— Instruction —
Quote, without change, all of the lines that follow.

— Information provided —
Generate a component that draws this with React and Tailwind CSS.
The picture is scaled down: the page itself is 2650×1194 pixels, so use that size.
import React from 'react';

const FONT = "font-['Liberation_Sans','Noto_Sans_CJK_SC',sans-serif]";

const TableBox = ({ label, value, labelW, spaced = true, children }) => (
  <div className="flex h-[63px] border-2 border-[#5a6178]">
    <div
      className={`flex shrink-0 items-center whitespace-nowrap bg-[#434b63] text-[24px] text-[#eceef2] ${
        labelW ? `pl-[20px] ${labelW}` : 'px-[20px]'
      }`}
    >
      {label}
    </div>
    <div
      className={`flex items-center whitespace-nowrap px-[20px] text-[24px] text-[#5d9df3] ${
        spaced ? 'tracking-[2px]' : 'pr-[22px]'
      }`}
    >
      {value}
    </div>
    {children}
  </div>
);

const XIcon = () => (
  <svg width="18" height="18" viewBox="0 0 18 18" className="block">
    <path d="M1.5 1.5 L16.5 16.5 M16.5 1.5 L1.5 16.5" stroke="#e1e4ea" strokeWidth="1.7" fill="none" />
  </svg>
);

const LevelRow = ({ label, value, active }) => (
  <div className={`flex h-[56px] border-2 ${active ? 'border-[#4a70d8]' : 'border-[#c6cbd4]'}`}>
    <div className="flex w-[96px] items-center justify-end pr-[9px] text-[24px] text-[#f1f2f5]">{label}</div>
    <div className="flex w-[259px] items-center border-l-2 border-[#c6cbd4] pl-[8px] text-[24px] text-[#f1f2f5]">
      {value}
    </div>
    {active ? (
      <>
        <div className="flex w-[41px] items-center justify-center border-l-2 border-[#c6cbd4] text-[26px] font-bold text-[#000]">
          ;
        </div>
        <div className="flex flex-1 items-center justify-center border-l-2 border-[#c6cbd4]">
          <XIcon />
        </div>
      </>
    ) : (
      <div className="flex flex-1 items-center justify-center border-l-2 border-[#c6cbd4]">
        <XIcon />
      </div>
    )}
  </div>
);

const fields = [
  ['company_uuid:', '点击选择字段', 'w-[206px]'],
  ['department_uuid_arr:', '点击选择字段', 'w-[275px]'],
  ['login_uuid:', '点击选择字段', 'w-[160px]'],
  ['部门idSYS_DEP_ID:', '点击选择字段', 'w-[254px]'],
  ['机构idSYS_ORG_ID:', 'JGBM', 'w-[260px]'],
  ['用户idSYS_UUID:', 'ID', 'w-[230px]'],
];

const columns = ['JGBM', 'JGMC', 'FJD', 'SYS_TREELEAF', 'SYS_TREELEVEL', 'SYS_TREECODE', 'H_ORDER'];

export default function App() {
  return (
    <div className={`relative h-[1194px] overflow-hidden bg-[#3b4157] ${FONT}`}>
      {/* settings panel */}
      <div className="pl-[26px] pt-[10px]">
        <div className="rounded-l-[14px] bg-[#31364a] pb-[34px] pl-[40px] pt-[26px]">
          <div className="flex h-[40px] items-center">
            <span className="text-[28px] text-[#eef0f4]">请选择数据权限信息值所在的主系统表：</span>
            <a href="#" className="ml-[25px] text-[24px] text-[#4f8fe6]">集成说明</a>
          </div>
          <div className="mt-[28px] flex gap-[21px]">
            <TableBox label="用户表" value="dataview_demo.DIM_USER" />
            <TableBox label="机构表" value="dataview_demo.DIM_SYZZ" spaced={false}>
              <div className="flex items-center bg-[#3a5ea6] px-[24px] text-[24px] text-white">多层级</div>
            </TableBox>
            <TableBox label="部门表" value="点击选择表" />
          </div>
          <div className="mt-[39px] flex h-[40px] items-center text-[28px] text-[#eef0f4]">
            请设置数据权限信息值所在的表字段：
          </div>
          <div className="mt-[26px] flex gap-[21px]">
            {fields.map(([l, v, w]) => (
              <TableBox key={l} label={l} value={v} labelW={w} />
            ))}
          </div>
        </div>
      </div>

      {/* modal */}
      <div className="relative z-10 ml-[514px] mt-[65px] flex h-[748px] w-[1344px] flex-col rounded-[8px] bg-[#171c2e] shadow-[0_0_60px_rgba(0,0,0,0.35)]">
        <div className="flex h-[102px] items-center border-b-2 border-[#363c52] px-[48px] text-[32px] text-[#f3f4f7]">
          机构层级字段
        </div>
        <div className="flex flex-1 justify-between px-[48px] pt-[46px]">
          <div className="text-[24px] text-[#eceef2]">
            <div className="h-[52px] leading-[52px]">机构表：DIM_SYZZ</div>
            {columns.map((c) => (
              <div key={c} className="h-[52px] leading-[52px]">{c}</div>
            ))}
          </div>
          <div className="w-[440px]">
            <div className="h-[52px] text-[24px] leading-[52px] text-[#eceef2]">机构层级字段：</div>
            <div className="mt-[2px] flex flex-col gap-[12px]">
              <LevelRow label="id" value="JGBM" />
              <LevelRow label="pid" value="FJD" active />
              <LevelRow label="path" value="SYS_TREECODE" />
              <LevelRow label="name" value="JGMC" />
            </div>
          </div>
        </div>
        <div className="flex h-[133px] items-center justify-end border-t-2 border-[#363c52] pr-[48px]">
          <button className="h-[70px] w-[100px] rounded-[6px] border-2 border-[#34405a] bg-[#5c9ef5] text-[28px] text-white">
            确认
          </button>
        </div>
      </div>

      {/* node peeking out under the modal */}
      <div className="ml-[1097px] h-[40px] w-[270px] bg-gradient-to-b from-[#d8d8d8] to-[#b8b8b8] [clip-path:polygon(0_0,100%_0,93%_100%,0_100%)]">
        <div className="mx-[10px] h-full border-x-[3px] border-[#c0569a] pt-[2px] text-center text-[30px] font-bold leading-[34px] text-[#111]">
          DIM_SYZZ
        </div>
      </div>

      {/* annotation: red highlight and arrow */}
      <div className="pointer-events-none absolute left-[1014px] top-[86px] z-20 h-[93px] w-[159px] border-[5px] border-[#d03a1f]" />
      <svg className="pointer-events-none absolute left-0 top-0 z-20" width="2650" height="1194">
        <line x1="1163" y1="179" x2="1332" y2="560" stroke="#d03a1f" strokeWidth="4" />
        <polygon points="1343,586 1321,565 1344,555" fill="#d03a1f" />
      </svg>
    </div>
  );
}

— Task solution —
Generate a component that draws this with React and Tailwind CSS.
The picture is scaled down: the page itself is 2650×1194 pixels, so use that size.
import React from 'react';

const FONT = "font-['Liberation_Sans','Noto_Sans_CJK_SC',sans-serif]";

const TableBox = ({ label, value, labelW, spaced = true, children }) => (
  <div className="flex h-[63px] border-2 border-[#5a6178]">
    <div
      className={`flex shrink-0 items-center whitespace-nowrap bg-[#434b63] text-[24px] text-[#eceef2] ${
        labelW ? `pl-[20px] ${labelW}` : 'px-[20px]'
      }`}
    >
      {label}
    </div>
    <div
      className={`flex items-center whitespace-nowrap px-[20px] text-[24px] text-[#5d9df3] ${
        spaced ? 'tracking-[2px]' : 'pr-[22px]'
      }`}
    >
      {value}
    </div>
    {children}
  </div>
);

const XIcon = () => (
  <svg width="18" height="18" viewBox="0 0 18 18" className="block">
    <path d="M1.5 1.5 L16.5 16.5 M16.5 1.5 L1.5 16.5" stroke="#e1e4ea" strokeWidth="1.7" fill="none" />
  </svg>
);

const LevelRow = ({ label, value, active }) => (
  <div className={`flex h-[56px] border-2 ${active ? 'border-[#4a70d8]' : 'border-[#c6cbd4]'}`}>
    <div className="flex w-[96px] items-center justify-end pr-[9px] text-[24px] text-[#f1f2f5]">{label}</div>
    <div className="flex w-[259px] items-center border-l-2 border-[#c6cbd4] pl-[8px] text-[24px] text-[#f1f2f5]">
      {value}
    </div>
    {active ? (
      <>
        <div className="flex w-[41px] items-center justify-center border-l-2 border-[#c6cbd4] text-[26px] font-bold text-[#000]">
          ;
        </div>
        <div className="flex flex-1 items-center justify-center border-l-2 border-[#c6cbd4]">
          <XIcon />
        </div>
      </>
    ) : (
      <div className="flex flex-1 items-center justify-center border-l-2 border-[#c6cbd4]">
        <XIcon />
      </div>
    )}
  </div>
);

const fields = [
  ['company_uuid:', '点击选择字段', 'w-[206px]'],
  ['department_uuid_arr:', '点击选择字段', 'w-[275px]'],
  ['login_uuid:', '点击选择字段', 'w-[160px]'],
  ['部门idSYS_DEP_ID:', '点击选择字段', 'w-[254px]'],
  ['机构idSYS_ORG_ID:', 'JGBM', 'w-[260px]'],
  ['用户idSYS_UUID:', 'ID', 'w-[230px]'],
];

const columns = ['JGBM', 'JGMC', 'FJD', 'SYS_TREELEAF', 'SYS_TREELEVEL', 'SYS_TREECODE', 'H_ORDER'];

export default function App() {
  return (
    <div className={`relative h-[1194px] overflow-hidden bg-[#3b4157] ${FONT}`}>
      {/* settings panel */}
      <div className="pl-[26px] pt-[10px]">
        <div className="rounded-l-[14px] bg-[#31364a] pb-[34px] pl-[40px] pt-[26px]">
          <div className="flex h-[40px] items-center">
            <span className="text-[28px] text-[#eef0f4]">请选择数据权限信息值所在的主系统表：</span>
            <a href="#" className="ml-[25px] text-[24px] text-[#4f8fe6]">集成说明</a>
          </div>
          <div className="mt-[28px] flex gap-[21px]">
            <TableBox label="用户表" value="dataview_demo.DIM_USER" />
            <TableBox label="机构表" value="dataview_demo.DIM_SYZZ" spaced={false}>
              <div className="flex items-center bg-[#3a5ea6] px-[24px] text-[24px] text-white">多层级</div>
            </TableBox>
            <TableBox label="部门表" value="点击选择表" />
          </div>
          <div className="mt-[39px] flex h-[40px] items-center text-[28px] text-[#eef0f4]">
            请设置数据权限信息值所在的表字段：
          </div>
          <div className="mt-[26px] flex gap-[21px]">
            {fields.map(([l, v, w]) => (
              <TableBox key={l} label={l} value={v} labelW={w} />
            ))}
          </div>
        </div>
      </div>

      {/* modal */}
      <div className="relative z-10 ml-[514px] mt-[65px] flex h-[748px] w-[1344px] flex-col rounded-[8px] bg-[#171c2e] shadow-[0_0_60px_rgba(0,0,0,0.35)]">
        <div className="flex h-[102px] items-center border-b-2 border-[#363c52] px-[48px] text-[32px] text-[#f3f4f7]">
          机构层级字段
        </div>
        <div className="flex flex-1 justify-between px-[48px] pt-[46px]">
          <div className="text-[24px] text-[#eceef2]">
            <div className="h-[52px] leading-[52px]">机构表：DIM_SYZZ</div>
            {columns.map((c) => (
              <div key={c} className="h-[52px] leading-[52px]">{c}</div>
            ))}
          </div>
          <div className="w-[440px]">
            <div className="h-[52px] text-[24px] leading-[52px] text-[#eceef2]">机构层级字段：</div>
            <div className="mt-[2px] flex flex-col gap-[12px]">
              <LevelRow label="id" value="JGBM" />
              <LevelRow label="pid" value="FJD" active />
              <LevelRow label="path" value="SYS_TREECODE" />
              <LevelRow label="name" value="JGMC" />
            </div>
          </div>
        </div>
        <div className="flex h-[133px] items-center justify-end border-t-2 border-[#363c52] pr-[48px]">
          <button className="h-[70px] w-[100px] rounded-[6px] border-2 border-[#34405a] bg-[#5c9ef5] text-[28px] text-white">
            确认
          </button>
        </div>
      </div>

      {/* node peeking out under the modal */}
      <div className="ml-[1097px] h-[40px] w-[270px] bg-gradient-to-b from-[#d8d8d8] to-[#b8b8b8] [clip-path:polygon(0_0,100%_0,93%_100%,0_100%)]">
        <div className="mx-[10px] h-full border-x-[3px] border-[#c0569a] pt-[2px] text-center text-[30px] font-bold leading-[34px] text-[#111]">
          DIM_SYZZ
        </div>
      </div>

      {/* annotation: red highlight and arrow */}
      <div className="pointer-events-none absolute left-[1014px] top-[86px] z-20 h-[93px] w-[159px] border-[5px] border-[#d03a1f]" />
      <svg className="pointer-events-none absolute left-0 top-0 z-20" width="2650" height="1194">
        <line x1="1163" y1="179" x2="1332" y2="560" stroke="#d03a1f" strokeWidth="4" />
        <polygon points="1343,586 1321,565 1344,555" fill="#d03a1f" />
      </svg>
    </div>
  );
}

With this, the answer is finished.